Durante siglos, gran parte del patrimonio artístico que hoy admiramos en museos públicos fue conservado, estudiado y transmitido gracias a coleccionistas privados. Lejos de ser meros acumuladores de bienes, los grandes coleccionistas han actuado como custodios temporales de la memoria cultural, asumiendo riesgos económicos, responsabilidades materiales y decisiones intelectuales que los Estados —por incapacidad, desinterés o falta de recursos— no siempre estuvieron en condiciones de asumir.
El caso de la Colección Daros resulta paradigmático. Concebida, formada y sostenida fuera de América Latina, permitió durante décadas la preservación, investigación y visibilidad internacional de un conjunto fundamental del arte moderno y contemporáneo latinoamericano. Su incorporación a una institución con vocación pública y ubicada en la Argentina no debería leerse como una “corrección” de un desvío previo, sino como la culminación natural de un ciclo virtuoso: del coleccionismo privado a la custodia institucional.

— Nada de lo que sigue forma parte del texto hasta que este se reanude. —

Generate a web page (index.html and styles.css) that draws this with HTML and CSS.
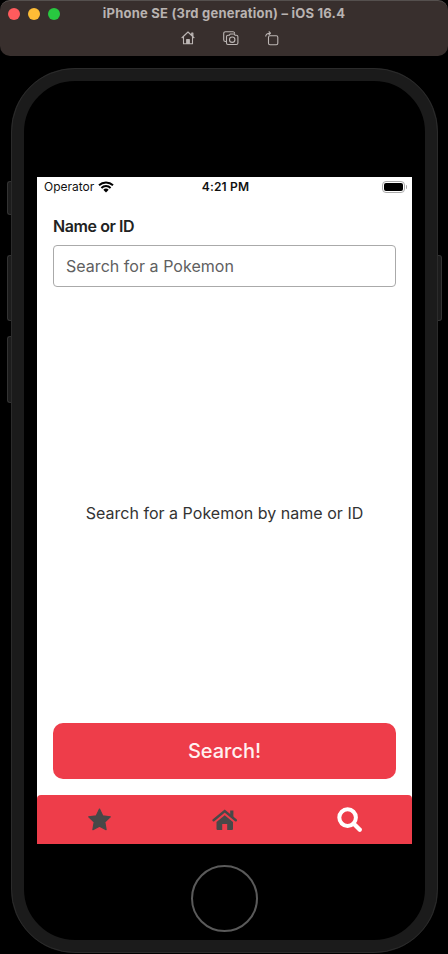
FILE: index.html
```html
<!DOCTYPE html>
<html lang="en">
<head>
<meta charset="utf-8">
<title>iPhone SE Simulator</title>
<link rel="stylesheet" href="styles.css">
</head>
<body>
<header class="toolbar">
  <div class="title-row">
    <div class="lights"><i class="light close"></i><i class="light minimize"></i><i class="light expand"></i></div>
    <div class="title"><span>iPhone SE (3rd generation) – iOS 16.4</span></div>
  </div>
  <div class="tools">
    <svg width="14" height="14" viewBox="0 0 14 14"><path d="M.7 7 7 1l6.3 6M2.5 5.700v7h9v-7M10.700 4.200V2h1.200v3.300"/><path d="M5.700 12.500V8.500h2.600v4Z" fill="#bcb6b4"/></svg>
    <svg width="16" height="15" viewBox="0 0 16 15"><path d="M3.200 10.500H2.500A1.800 1.800 0 0 1 .7 8.700V2.500A1.800 1.800 0 0 1 2.500.700H10a1.800 1.800 0 0 1 1.700 1.800M5 4.300h1.200l1-1.300h4l1 1.300h1.200A1.500 1.500 0 0 1 14.900 5.800V12a1.500 1.500 0 0 1-1.500 1.500H5A1.500 1.500 0 0 1 3.500 12V5.800A1.500 1.500 0 0 1 5 4.300Z"/><circle cx="9.200" cy="8.700" r="2.700"/></svg>
    <svg width="14" height="15" viewBox="0 0 14 15"><rect x="3.500" y="4.700" width="9.300" height="9" rx="1.500"/><path d="M.7 5.500C.8 3.300 2 2.200 5 2.200M3.700.5 5.500 2.200 3.700 4"/></svg>
  </div>
</header>
<main class="device">
  <i class="side mute"></i><i class="side up"></i><i class="side down"></i><i class="side power"></i>
  <div class="screen">
    <div class="status">
      <div class="carrier"><span>Operator</span>
        <svg width="16" height="12" viewBox="0 0 16 12"><path d="M1 4.300a10.200 10.200 0 0 1 14 0M3.400 6.900a6.700 6.700 0 0 1 9.200 0" fill="none" stroke="#000" stroke-width="2"/><path d="M8 11.500 5.300 8.800a4 4 0 0 1 5.400 0Z"/></svg>
      </div>
      <div class="time"><span>4:21 PM</span></div>
      <div class="battery"><i class="cell"></i><i class="nub"></i></div>
    </div>
    <div class="content">
      <label class="label"><span>Name or ID</span></label>
      <div class="field"><span>Search for a Pokemon</span></div>
      <p class="message"><span>Search for a Pokemon by name or ID</span></p>
      <button class="submit"><span>Search!</span></button>
    </div>
    <nav class="tabs">
      <div class="tab"><svg width="24" height="23" viewBox="0 0 24 23"><path d="m11.500 1 3.200 6.800 7.600 1-5.500 5.300 1.300 7.600-6.600-3.600-6.600 3.600 1.300-7.600L.7 8.800l7.600-1Z" stroke="#484848" stroke-width="1.200" stroke-linejoin="round"/></svg></div>
      <div class="tab"><svg width="26" height="22" viewBox="0 0 26 22"><path d="M4.500 13 12.700 6.300l8.300 6.700v7.100a.8.800 0 0 1-.8.800h-5v-6h-5v6h-4.900a.8.800 0 0 1-.8-.8Z"/><path d="M1.600 11.200 12.700 2.100l11.100 9.100" fill="none" stroke="#484848" stroke-width="2.400" stroke-linecap="round"/><path d="M18.200 1.500h3.200v7l-3.200-2.700Z"/></svg></div>
      <div class="tab"><svg width="26" height="26" viewBox="0 0 26 26"><circle cx="10.600" cy="10.600" r="8.300" fill="none" stroke="#fff" stroke-width="4"/><path d="m17 17 5.800 5.800" stroke="#fff" stroke-width="4.300" stroke-linecap="round"/></svg></div>
    </nav>
  </div>
  <div class="home-button"></div>
</main>
</body>
</html>
```
FILE: styles.css
```css
* { box-sizing: border-box; }
body { margin: 0; width: 448px; height: 954px; overflow: hidden; background: #000; font-family: Inter, "Liberation Sans", sans-serif; }
svg { display: block; flex: none; }
span { white-space: nowrap; }

.toolbar { height: 56px; background: #382f2d; border-radius: 10px; border-top: 1px solid #55504e; }
.title-row { display: grid; grid-template-columns: 80px 1fr 80px; height: 25px; align-items: center; }
.lights { display: flex; gap: 8px; padding: 1px 0 0 8px; }
.light { width: 12px; height: 12px; border-radius: 50%; }
.close { background: #ff5b5d; }
.minimize { background: #fdbc36; }
.expand { background: #28c840; }
.title { text-align: center; font-size: 13px; font-weight: 700; letter-spacing: .22px; color: #b9b3b1; line-height: 25px; }
.tools { display: flex; align-items: center; gap: 28px; height: 24px; padding-left: 181px; }
.tools svg { fill: none; stroke: #bcb6b4; stroke-width: 1.1; stroke-linejoin: round; }
.tools svg:last-child { margin-left: -2px; }

.device { position: relative; display: flex; flex-direction: column; align-items: center; width: 427px; height: 885px; margin: 12px 0 0 11px; padding-top: 96px; border: 13px solid #1b1b1b; border-radius: 64px; background: #000; outline: 1px solid #2b2b2b; outline-offset: -1px; }
.side { position: absolute; left: -17px; width: 4px; background: #1c1c1c; border: 1px solid #333; border-right: 0; border-radius: 3px 0 0 3px; }
.mute { top: 100px; height: 34px; }
.up { top: 174px; height: 66px; }
.down { top: 255px; height: 67px; }
.power { left: auto; right: -17px; top: 174px; height: 66px; border: 1px solid #333; border-left: 0; border-radius: 0 3px 3px 0; }
.screen { display: flex; flex-direction: column; width: 375px; height: 667px; background: #fff; flex: none; }
.home-button { width: 67px; height: 67px; margin-top: 21px; border: 2px solid #5a5a5a; border-radius: 50%; flex: none; }

.status { display: grid; grid-template-columns: 1fr auto 1fr; align-items: center; height: 20px; padding: 0 5px 0 7px; font-size: 12px; line-height: 20px; color: #111; }
.carrier { display: flex; align-items: center; gap: 4px; }
.time { font-weight: 600; letter-spacing: .15px; }
.battery { display: flex; align-items: center; justify-self: end; }
.cell { width: 23px; height: 12px; border: 1px solid #aaa; border-radius: 4px; background: #000; background-clip: content-box; padding: 1px; }
.nub { width: 1px; height: 4px; margin-left: 1px; background: #aaa; border-radius: 0 2px 2px 0; }

.content { display: flex; flex-direction: column; flex: 1; padding: 16px 16px; }
.label { height: 24px; margin-top: 1px; font-size: 16px; font-weight: 600; letter-spacing: -.42px; line-height: 24px; color: #222; }
.field { height: 42px; margin-top: 7px; padding-left: 12px; border: 1px solid #aaa; border-radius: 4px; font-size: 16px; letter-spacing: .04px; line-height: 40px; color: #606060; }
.message { flex: 1; display: flex; align-items: center; justify-content: center; margin: 0; padding-top: 16px; font-size: 16px; letter-spacing: .02px; color: #333; }
.submit { height: 56px; padding: 0; border: 0; border-radius: 10px; background: #ee3d4a; color: #fff0f0; font: 500 20px/56px Inter, sans-serif; }
.tabs { display: grid; grid-template-columns: repeat(3, 1fr); height: 49px; background: #ee3d4a; border-radius: 4px 4px 0 0; }
.tab { display: grid; place-items: center; fill: #484848; }
```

Sin embargo, cada vez que un proceso de este tipo ocurre, surgen voces que reclaman una mayor injerencia estatal en el mercado del arte y de las antigüedades, invocando nociones amplias y a menudo imprecisas de “patrimonio cultural”. Ese impulso merece ser examinado con cuidado. Confundir protección con injerencia, y tutela con control, es un error conceptual grave.
El mercado del arte —con todas sus imperfecciones— es también un espacio de circulación, descubrimiento y preservación. Pretender que el Estado se erija en árbitro permanente de lo que puede o no coleccionarse, adquirirse o transferirse no sólo es impracticable: es culturalmente empobrecedor. La experiencia comparada demuestra que los sistemas más dinámicos y fecundos son aquellos que protegen al coleccionista serio, le exigen diligencia y transparencia, pero no lo tratan como un sospechoso estructural.

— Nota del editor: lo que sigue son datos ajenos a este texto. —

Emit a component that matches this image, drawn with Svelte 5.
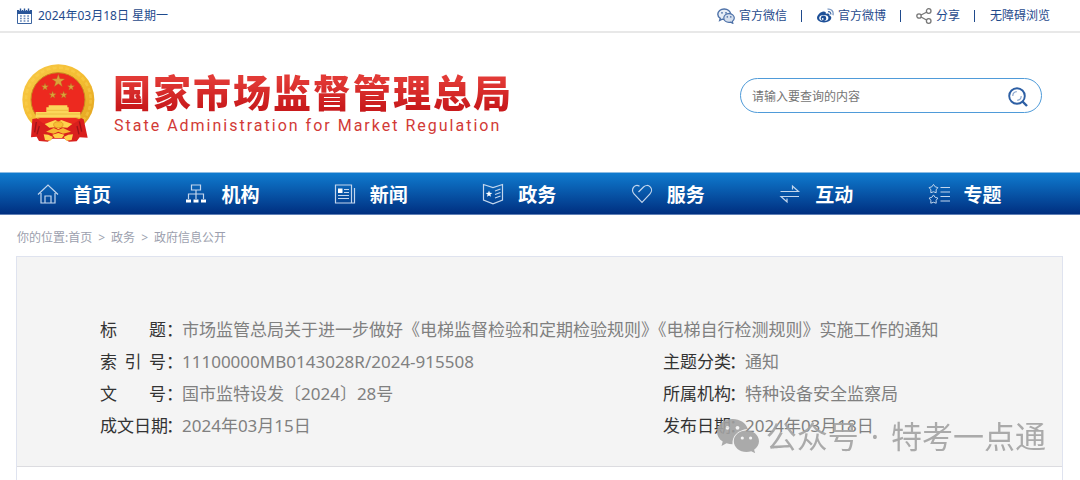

Aquí se sitúa una de las tensiones centrales de nuestro tiempo: la relación entre colecciones privadas y patrimonio público. Esa tensión no debe resolverse mediante la subordinación de unas a otros, sino a través de mecanismos de cooperación, incentivos adecuados y marcos normativos previsibles. Cuando el coleccionista percibe que su actividad puede convertirse retroactivamente en objeto de reproche o intervención arbitraria, el efecto no es la protección del patrimonio, sino su ocultamiento, su expatriación o su inmovilización.
El caso argentino no es ajeno a este dilema. En un país con recursos públicos limitados para la adquisición, conservación y exhibición de obras de arte, hostigar al coleccionismo privado sería un acto de torpeza cultural. Por el contrario, reconocer su papel, ofrecer seguridad jurídica y fomentar su articulación con instituciones públicas resulta indispensable.
La incorporación de una gran colección privada a un museo no debería alimentar la ilusión de que el Estado —o lo público— puede prescindir del coleccionismo. Al contrario: debería recordarnos que sin coleccionistas no hay mercado, sin mercado no hay circulación, y sin circulación no hay historia viva del arte.
Proteger el patrimonio cultural no significa estatizarlo, ni congelarlo, ni moralizar retrospectivamente los recorridos de las obras. Significa crear condiciones para que quienes coleccionan con conocimiento, pasión y responsabilidad puedan hacerlo sin temor, sabiendo que su tarea —lejos de ser sospechosa— es una de las formas más antiguas y eficaces de cuidado de la cultura.